At a 2% rate of inflation, prices after 50 years would be 2.7 times greater.
At a 4% rate of inflation, prices after 50 years would be 7.1 times greater.
Compounding effects also occur in population growth and decline. The more offspring there are, the more there are to produce even more offspring.
Compounding effects can work in reverse. So far, I’ve talked about investing money and earning a return. However, if you are in debt, compound interest can work against you, and the results can be staggering.
Suppose someone has $5,000 in credit card debt with an annual interest rate of 20%, compounded monthly, and they don’t make any payments for a year.
After one year, the debt grows to $6,095, showing how high-interest compounding debt can quickly spiral out of control. When you don’t pay down debt, you begin paying interest on the interest.
This is as true for individuals as it is for nations. As the United States national debt has gotten larger and larger, the percentage that is spent on interest keeps getting larger and larger due to compounding effects.

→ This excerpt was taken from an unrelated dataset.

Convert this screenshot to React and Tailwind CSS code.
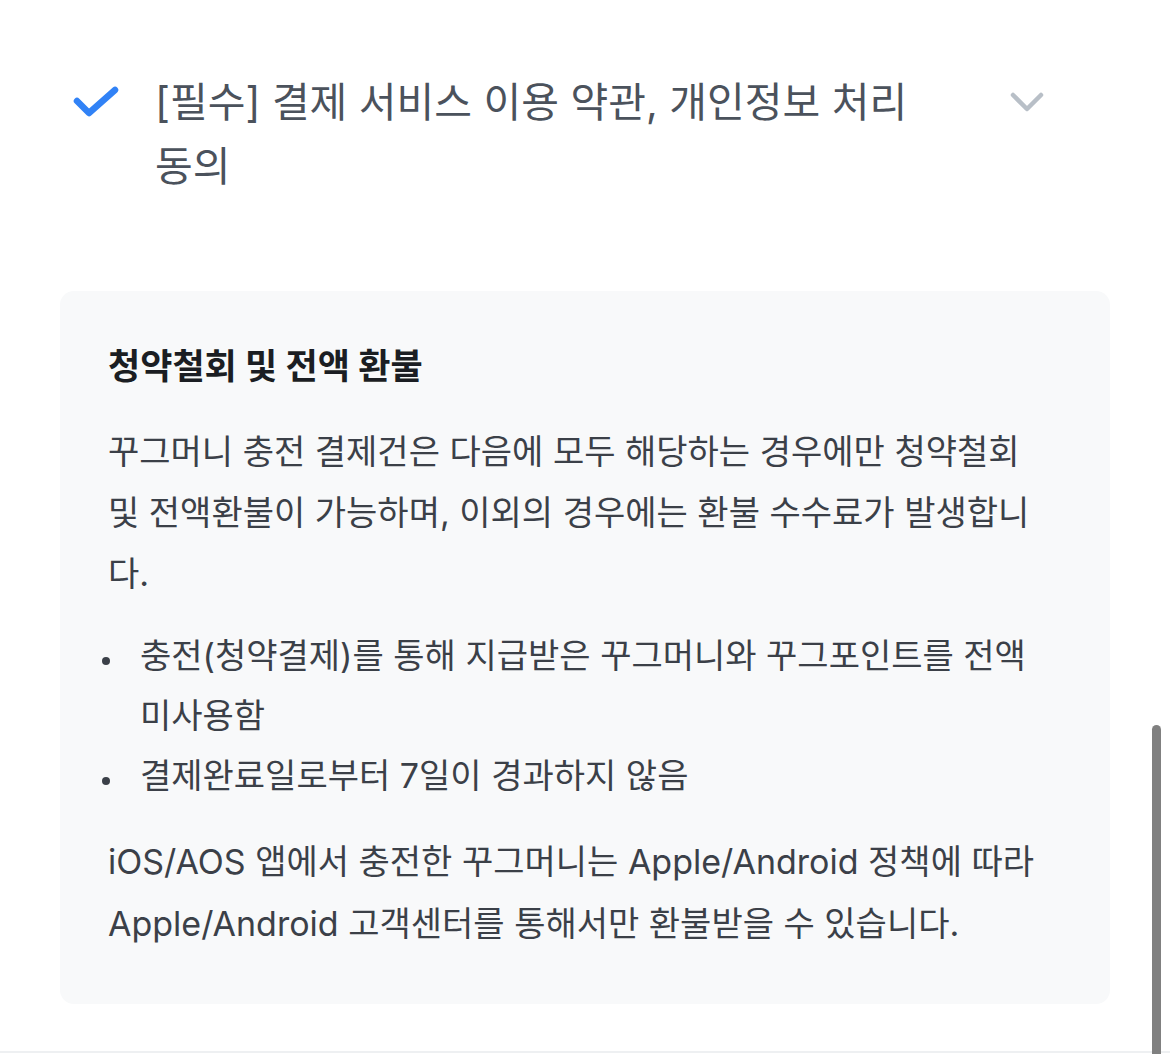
const font = { fontFamily: 'Inter, "Noto Sans CJK KR", sans-serif' };

const bullets = [
  '충전(청약결제)를 통해 지급받은 꾸그머니와 꾸그포인트를 전액 미사용함',
  '결제완료일로부터 7일이 경과하지 않음',
];

const App = () => {
  return (
    <div className="relative min-h-screen bg-white overflow-hidden" style={font}>
      {/* agreement row */}
      <div className="flex items-start pt-[70px] pl-[72px] pr-[126px]">
        <div className="w-[83px] h-[64px] flex items-center shrink-0">
          <svg width="48" height="34" viewBox="0 0 48 34" fill="none">
            <path d="M5 16 L17 28 L43 5" stroke="#3182f6" strokeWidth="6.5" strokeLinecap="round" strokeLinejoin="round" />
          </svg>
        </div>
        <p className="w-[800px] text-[41px] leading-[64px] text-[#4b525c]">
          [필수] 결제 서비스 이용 약관, 개인정보 처리 동의
        </p>
        <div className="h-[64px] flex items-center ml-auto">
          <svg width="34" height="20" viewBox="0 0 34 20" fill="none">
            <path d="M3 3 L17 17 L31 3" stroke="#b8bfc7" strokeWidth="4.5" strokeLinecap="round" strokeLinejoin="round" />
          </svg>
        </div>
      </div>

      {/* refund info card */}
      <div className="mx-[60px] mt-[93px] bg-[#f8f9fa] rounded-[14px] pl-[48px] pr-[62px] pt-[48px] pb-[49px] text-[34px] text-[#3b4048]">
        <h3 className="font-bold text-[35px] text-[#1b1e23] leading-[54px]">청약철회 및 전액 환불</h3>
        <p className="mt-[28px] leading-[61px]">
          꾸그머니 충전 결제건은 다음에 모두 해당하는 경우에만 청약철회 및 전액환불이 가능하며, 이외의 경우에는 환불 수수료가 발생합니다.
        </p>
        <ul className="mt-[22px]">
          {bullets.map(b => (
            <li key={b} className="flex leading-[60px]">
              <span className="w-[32px] shrink-0 pt-[31px]">
                <span className="block -ml-[6px] w-[8px] h-[8px] rounded-full bg-[#3b4048]" />
              </span>
              <span>{b}</span>
            </li>
          ))}
        </ul>
        <p className="mt-[25px] leading-[62px]">
          iOS/AOS 앱에서 충전한 꾸그머니는 Apple/Android 정책에 따라 Apple/Android 고객센터를 통해서만 환불받을 수 있습니다.
        </p>
      </div>

      <div className="h-[47px]" />
      <div className="border-t-2 border-[#eef0f2]" />

      {/* overlay scrollbar */}
      <div className="absolute right-[9px] top-[725px] bottom-0 w-[9px] rounded-t-full bg-[#808080]" />
    </div>
  );
};

export default App;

As of the recording of this episode, interest payments have surpassed national defense and will probably surpass Medicare next year. Within a few years, unless there is a dramatic reversal, the compound interest effect will result in interest payments becoming the largest component of the national budget, overwhelming almost everything else.
As I mentioned before, the effect of compound interest is dependent on principal, time, and interest. Regarding the national debt, interest rates can change over time. If interest rates increase even slightly, it can result in a massive increase in the cost of interest and, hence, the size of the debt.
Compound interest isn’t hard to understand conceptually, but many people fail to recognize the dangers or benefits of allowing compound interest to work over time.
Regardless if Einstein actually never said it, it might very well be true that compound interest is the most powerful force in the world.